Peter Doig

Doig was born in Scotland in 1959 but spent his childhood years in central Canada until 1979 when he moved to London where he studied art at the Chelsea School of Art. He received an M.A. in 1990. He lived in London for 23 years. In 2002 he moved with his family to the Caribbean island of Trinidad where he presently lives and works.
In the 1990s many of his paintings showed people on skis or in a snowy landscape, but he has recently begun working with tropical imagery. Peter Doig has referred to his images as memories, flashbacks, or dreams. He doesn't think of them as realistic, though there is an element of realism. Utilizing film stills, footage of actual events or photographs of urban and rural environments, Peter Doig's work emanates a quiet sense of nostalgia reminiscent of ones past. They conjure up a feeling of a long forgotten memory. Doig is known for his exploration of the formal and thematic possibilities of landscape.

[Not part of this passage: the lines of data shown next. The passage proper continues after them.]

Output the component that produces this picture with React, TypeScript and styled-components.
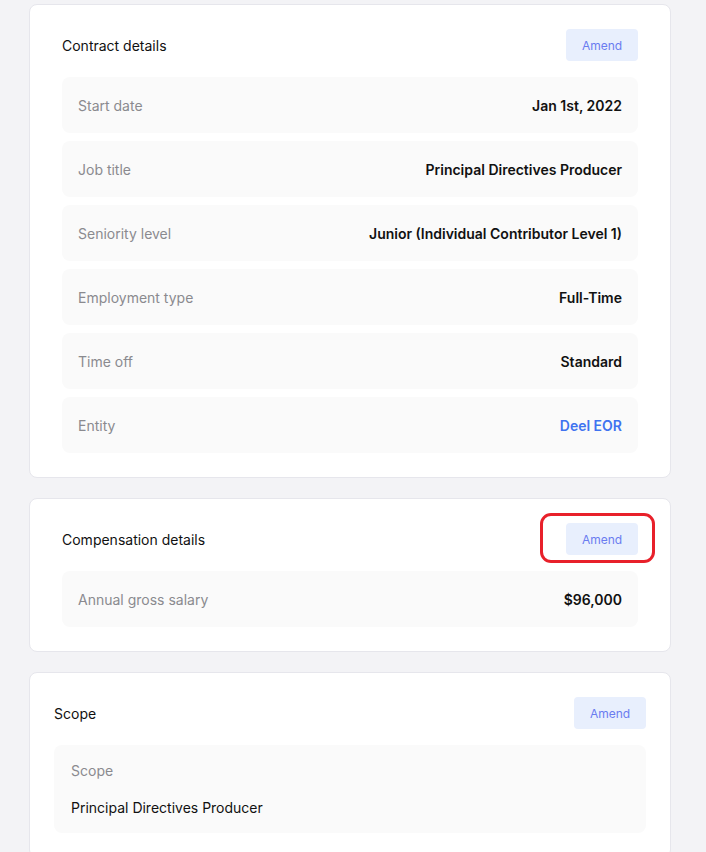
import React from 'react';
import styled, { createGlobalStyle } from 'styled-components';

const GlobalStyle = createGlobalStyle`
  html, body {
    margin: 0;
    padding: 0;
    background: #f3f3f6;
    font-family: Inter, "Noto Sans", "Liberation Sans", sans-serif;
    -webkit-font-smoothing: antialiased;
  }
  * { box-sizing: border-box; }
`;

const Page = styled.div`
  display: flex;
  flex-direction: column;
  gap: 20px;
  width: 642px;
  margin-left: 29px;
  padding: 4px 0 40px;
`;

const Card = styled.section<{ $pad: number }>`
  background: #ffffff;
  border: 1px solid #e6e6ec;
  border-radius: 8px;
  padding: 24px ${p => p.$pad}px 24px;
  display: flex;
  flex-direction: column;
  gap: 16px;
`;

const Header = styled.div`
  display: flex;
  align-items: center;
  justify-content: space-between;
  height: 32px;
`;

const Title = styled.h2`
  margin: 0;
  font-size: 14px;
  font-weight: 400;
  color: #111111;
`;

const AmendWrap = styled.div`
  position: relative;
`;

const AmendButton = styled.button`
  width: 72px;
  height: 32px;
  border: none;
  border-radius: 4px;
  background: #e8effd;
  color: #6a7cf0;
  font-family: inherit;
  font-size: 12px;
  cursor: pointer;
`;

const Highlight = styled.div`
  position: absolute;
  left: -26px;
  top: -10px;
  width: 115px;
  height: 50px;
  border: 3.5px solid #e8202a;
  border-radius: 11px;
  pointer-events: none;
`;

const Rows = styled.div`
  display: flex;
  flex-direction: column;
  gap: 8px;
`;

const Row = styled.div`
  display: flex;
  align-items: center;
  justify-content: space-between;
  height: 56px;
  padding: 0 16px;
  background: #fafafa;
  border-radius: 8px;
  font-size: 14px;
`;

const Label = styled.span`
  color: #8a8a8f;
`;

const Value = styled.span<{ $link?: boolean }>`
  font-weight: 600;
  color: ${p => (p.$link ? '#3f73f0' : '#111111')};
`;

const ScopeBox = styled.div`
  display: flex;
  flex-direction: column;
  gap: 17px;
  padding: 16px 17px 15px;
  background: #fafafa;
  border-radius: 8px;
  font-size: 14px;
  line-height: 20px;
`;

const ScopeText = styled.span`
  color: #111111;
`;

const contract = [
  { label: 'Start date', value: 'Jan 1st, 2022' },
  { label: 'Job title', value: 'Principal Directives Producer' },
  { label: 'Seniority level', value: 'Junior (Individual Contributor Level 1)' },
  { label: 'Employment type', value: 'Full-Time' },
  { label: 'Time off', value: 'Standard' },
  { label: 'Entity', value: 'Deel EOR', link: true },
];

export default function App() {
  return (
    <>
      <GlobalStyle />
      <Page>
        <Card $pad={32}>
          <Header>
            <Title>Contract details</Title>
            <AmendButton>Amend</AmendButton>
          </Header>
          <Rows>
            {contract.map(r => (
              <Row key={r.label}>
                <Label>{r.label}</Label>
                <Value $link={r.link}>{r.value}</Value>
              </Row>
            ))}
          </Rows>
        </Card>

        <Card $pad={32}>
          <Header>
            <Title>Compensation details</Title>
            <AmendWrap>
              <AmendButton>Amend</AmendButton>
              <Highlight />
            </AmendWrap>
          </Header>
          <Rows>
            <Row>
              <Label>Annual gross salary</Label>
              <Value>$96,000</Value>
            </Row>
          </Rows>
        </Card>

        <Card $pad={24}>
          <Header>
            <Title>Scope</Title>
            <AmendButton>Amend</AmendButton>
          </Header>
          <ScopeBox>
            <Label>Scope</Label>
            <ScopeText>Principal Directives Producer</ScopeText>
          </ScopeBox>
        </Card>
      </Page>
    </>
  );
}
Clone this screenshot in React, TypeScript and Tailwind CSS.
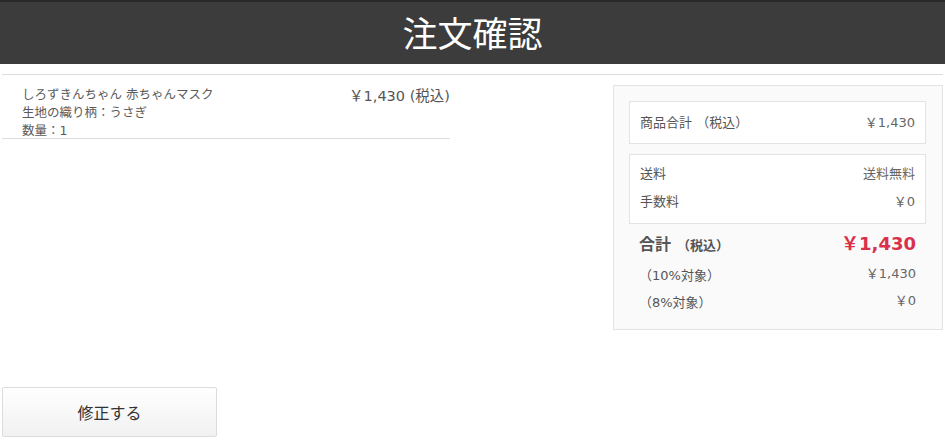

Peter Doig has been included in important international exhibitions and is the recipient of numerous prizes. He has exhibited at the Whitechapel Art Gallery, London, Kunsthalle zu Kiel, and Kunsthalle Nürnberg. Doig was the recipient of first prize in both the John Moores Liverpool Exhibition (1993) and the Prix Elliette von Karajan (1994). He was also short-listed for the prestigious Turner Prize (1994), and received the Whitechapel Artists' Award (1991).